The most common advice you might hear regarding what you should do after an accident is to file a report and a claim as soon as possible. While this is certainly a reliable guideline to abide by, it is not always possible. For example, suppose you were to sustain a rather extensive injury from a slip and fall accident. If this were to happen, it is unlikely that you would be treated with only one appointment.
Sometimes medical care extends over several weeks or months. Further, the property owner might drag their feet in resolving your case as well. In such instances, it is very critical to be aware of the legal timeline in which you have the right to file a lawsuit after your slip and fall accident. This timeframe is known as the “statute of limitations.”
What is California’s Statute of Limitations?
Every state across the United States enforces a statute of limitations, yet they all slightly differ in their imposed timelines. Personal injury cases must be filed within two years of the date of the incident in California. This countdown starts from the exact day of your slip and fall accident.
Note that this deadline is not determined by the time at which you learned you were injured. Unfortunately, if you discovered your injury two months after the fall, those two months cannot be added to the time allowed by the statute for the litigation process.
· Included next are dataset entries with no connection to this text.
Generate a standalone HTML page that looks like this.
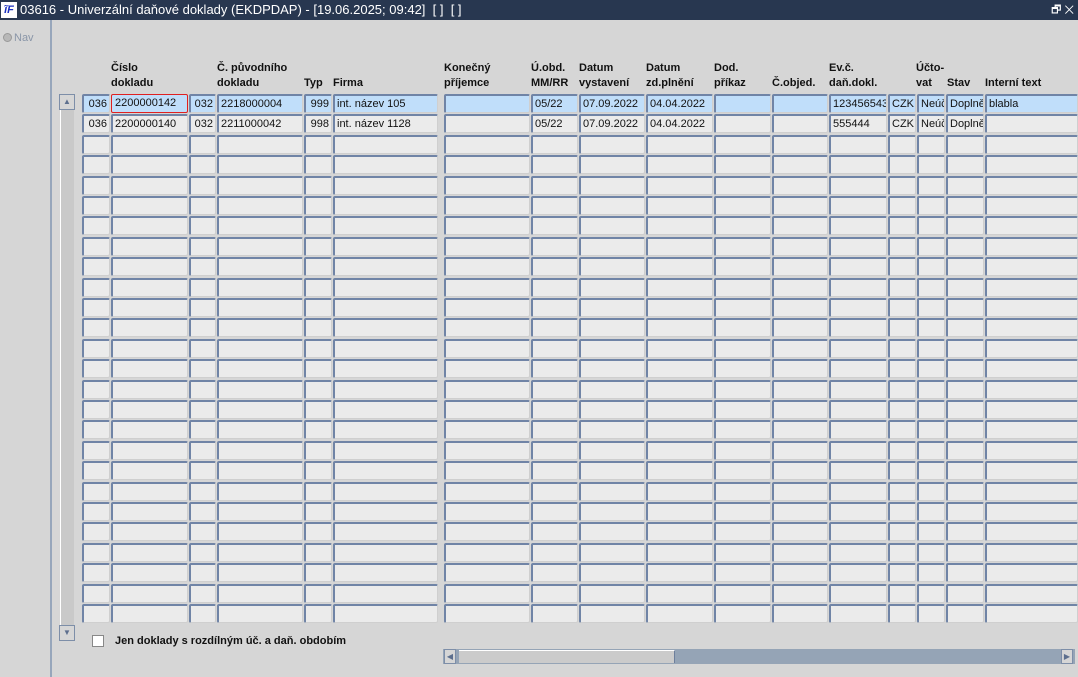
<!DOCTYPE html>
<html><head><meta charset="utf-8"><style>
*{margin:0;padding:0;box-sizing:border-box}
body{width:1078px;height:677px;overflow:hidden;background:#d6d6d6;font-family:"Liberation Sans",Arial,sans-serif;position:relative}
.t{position:absolute;left:0;top:0;width:1078px;height:20px;background:#283750;color:#fff;font-size:13px;line-height:20px;padding-left:20px;white-space:nowrap}
.ic{position:absolute;left:1px;top:2px;width:16px;height:16px;background:#fff;color:#1a2fc0;font:bold italic 11px/16px "Liberation Sans",sans-serif;text-align:center}
.lp{position:absolute;left:0;top:20px;width:52px;height:657px;border-right:2px solid #97a6bb;background:#d6d6d6}
.nav{position:absolute;left:3px;top:12px;font-size:11px;color:#8a96a8}
.nav b{display:inline-block;width:9px;height:9px;border-radius:50%;background:#b8b8b8;border:1px solid #999;vertical-align:-1px;margin-right:2px}
.h{position:absolute;font-size:11px;font-weight:bold;line-height:15px;color:#111;white-space:nowrap}
.c{position:absolute;height:19px;background:#ebebeb;border:1px solid #cfcfcf;border-top:2px solid #7084a6;border-left:2px solid #7084a6;border-radius:2px;font-size:11px;line-height:16px;padding:0 2px;white-space:nowrap;overflow:hidden;color:#111}
.s{background:#c0defa}
.r{text-align:right}
.vs{position:absolute;left:60px;top:94px;width:14px;height:546px;background:#c9c9c9;border-left:1px solid #fff}
.vb{position:absolute;left:59px;width:16px;height:16px;background:#d6d6d6;border:1px solid #7d8ea8;font-size:8px;line-height:14px;text-align:center;color:#5d6f8e}
.hs{position:absolute;left:443px;top:649px;width:632px;height:15px;background:#95a4b6}
.ht{position:absolute;left:459px;top:650px;width:216px;height:13px;background:#cbcbcb;border-top:1px solid #fff;border-right:1px solid #6d7f9c}
.hb{position:absolute;top:649px;width:12px;height:15px;background:#d6d6d6;border:1px solid #7d8ea8;font-size:8px;line-height:13px;text-align:center;color:#5d6f8e}
</style></head><body>
<div class="t"><div class="ic">ĩF</div>03616 - Univerzální daňové doklady (EKDPDAP) - [19.06.2025; 09:42]&nbsp; [ ]&nbsp; [ ]<span style="position:absolute;right:4px;top:0;font-size:11px">🗗 ✕</span></div>
<div class="lp"><div class="nav"><b></b>Nav</div></div>
<div class="h" style="left:111px;top:61px">Číslo<br>dokladu</div>
<div class="h" style="left:217px;top:61px">Č. původního<br>dokladu</div>
<div class="h" style="left:304px;top:76px">Typ</div>
<div class="h" style="left:333px;top:76px">Firma</div>
<div class="h" style="left:444px;top:61px">Konečný<br>příjemce</div>
<div class="h" style="left:531px;top:61px">Ú.obd.<br>MM/RR</div>
<div class="h" style="left:579px;top:61px">Datum<br>vystavení</div>
<div class="h" style="left:646px;top:61px">Datum<br>zd.plnění</div>
<div class="h" style="left:714px;top:61px">Dod.<br>příkaz</div>
<div class="h" style="left:772px;top:76px">Č.objed.</div>
<div class="h" style="left:829px;top:61px">Ev.č.<br>daň.dokl.</div>
<div class="h" style="left:916px;top:61px">Účto-<br>vat</div>
<div class="h" style="left:947px;top:76px">Stav</div>
<div class="h" style="left:985px;top:76px">Interní text</div>
<div class="vs"></div>
<div class="vb" style="top:94px">▲</div>
<div class="vb" style="top:625px">▼</div>
<div id="g"></div>
<div style="position:absolute;left:92px;top:635px;width:12px;height:12px;background:#fff;border:1px solid #888"></div>
<div class="h" style="left:115px;top:634px">Jen doklady s rozdílným úč. a daň. obdobím</div>
<div class="hs"></div><div class="ht"></div>
<div class="hb" style="left:444px">◀</div><div class="hb" style="left:1061px">▶</div>
<script>
var C=[[82,28],[111,77],[189,27],[217,86],[304,28],[333,105],[444,86],[531,47],[579,66],[646,67],[714,57],[772,56],[829,58],[888,28],[917,28],[946,38],[985,93]];
var R=["036","2200000142","032","2218000004","999","int. název 105","","05/22","07.09.2022","04.04.2022","","","123456543","CZK","Neúč","Doplně","blabla"];
var R2=["036","2200000140","032","2211000042","998","int. název 1128","","05/22","07.09.2022","04.04.2022","","","555444","CZK","Neúč","Doplně",""];
var RA={0:1,2:1,4:1};var h="";
for(var r=0;r<26;r++){var y=Math.round(94+r*20.4);for(var i=0;i<C.length;i++){var t=r==0?R[i]:r==1?R2[i]:"";var cls="c"+(r==0&&i!=1?" s":"")+(RA[i]?" r":"");var st="left:"+C[i][0]+"px;top:"+y+"px;width:"+C[i][1]+"px;";if(r==0&&i==1)st+="border:1px solid #e02020;background:#c0defa;line-height:17px;padding-left:3px;";h+='<div class="'+cls+'" style="'+st+'">'+t+'</div>';}}
document.getElementById("g").innerHTML=h;
</script>
</body></html>
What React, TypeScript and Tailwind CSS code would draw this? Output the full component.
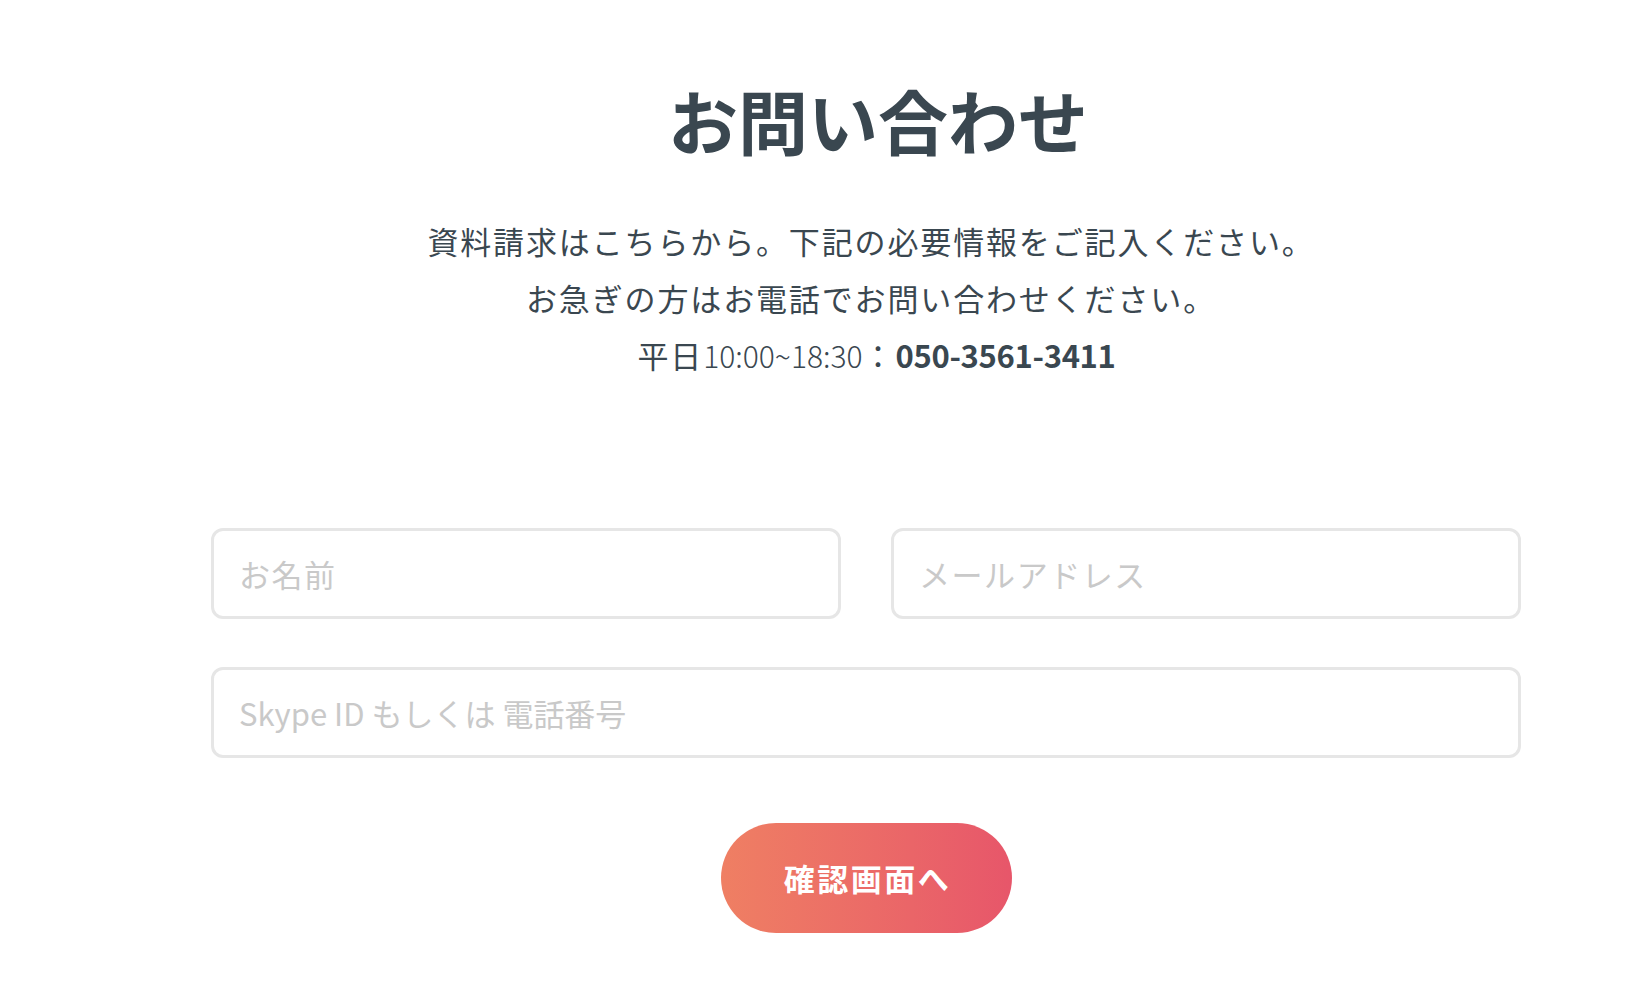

Thus, it is imperative that you visit a doctor immediately after your fall to verify any injuries or lack thereof.
Anyone who fails to open their case within the provided two years effectively forfeits their right to sue the individual responsible for their fall, and thus, their right to compensation. Note that the statute is significantly shorter if you are suing a government body. In this case, you would need to file a claim within six months. Still, there are exceptions to the statute of limitations that you must be aware of.
Exceptions to California’s Statute of Limitations
Not all slip and fall victims in California will be held to the same two-year window. The following are possible causes for exemption:
- Delayed symptoms. Although you cannot backdate the statute of limitations for most injuries, there may be exceptions for conditions that manifest after the timeframe expires.
- Mental incapacity. If the victim is mentally incapable of filing a lawsuit within the two years, they can pause the statute of limitations until they recover psychologically.
- The victim is less than 18 years old. Minors that experience a slip and fall accident can wait until their 18th birthday to start their statute of limitations.
- Out-of-state travel. If you were injured in a slip and fall accident and left the state soon after, your timeline may not begin until you return to California.
The statute of limitations is a highly important element of the litigation process to be aware of. Check in with your lawyer frequently as your case progresses to ensure that your case is resolved within the appropriate time.